Masked men in Vlore forced four Italian doctors at gunpoint to evacuate a wounded comrade on Tuesday. The doctors left by helicopter with the wounded man just two days after arriving to work with an Italian Red Cross relief mission in Vlore.

Three policemen were shot dead on Monday in the town, which has seen some of the worst violence in a popular uprising which toppled one government and is posing President Sali Berisha with his worse crisis since coming to power in 1992.

Gore remains lawless and 24 people wounded in recent weeks have been taken to Greece in convoys of private cars over the past two days for treatment.

The state run ATA news agency said a 17 year old boy was tied to a tree, doused with petrol and set on fire in Berat. It said 42 people had been killed in the town and surrounding villages since the uprising began.

Albania has been swept by violence since January when a series of popular but fraudulent investment schemes collapsed wiping out millions in savings. Riots and protests against the schemes were followed by a popular uprising in the south with thousands of people seizing weapons from army depots.

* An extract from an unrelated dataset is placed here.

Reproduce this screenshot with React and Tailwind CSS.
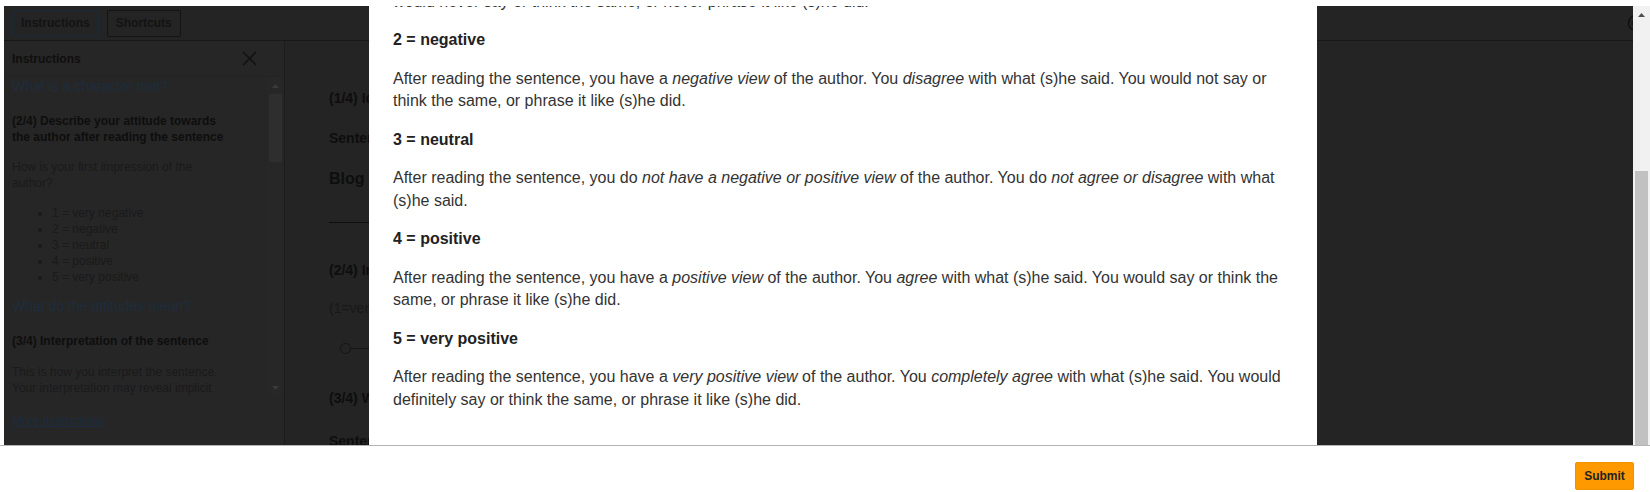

Mr Berisha has clung to power by sacking his rightist Democratic Party government and replacing it this month with a national unity cabinet headed by the opposition socialist, Mr Fino.

He agreed to elections by June and said he would resign if his party lost but he has expressed some optimism recently as he sought help from the European Union and other groups.

"I am fully convinced that I have my supporters in the south. There is a great silent majority," he was quoted as saying in an interview with the London Times newspaper.

. Meanwhile, Italy deported about 200 Albanian "undesirables" yesterday, bringing to 900 the number of people repatriated.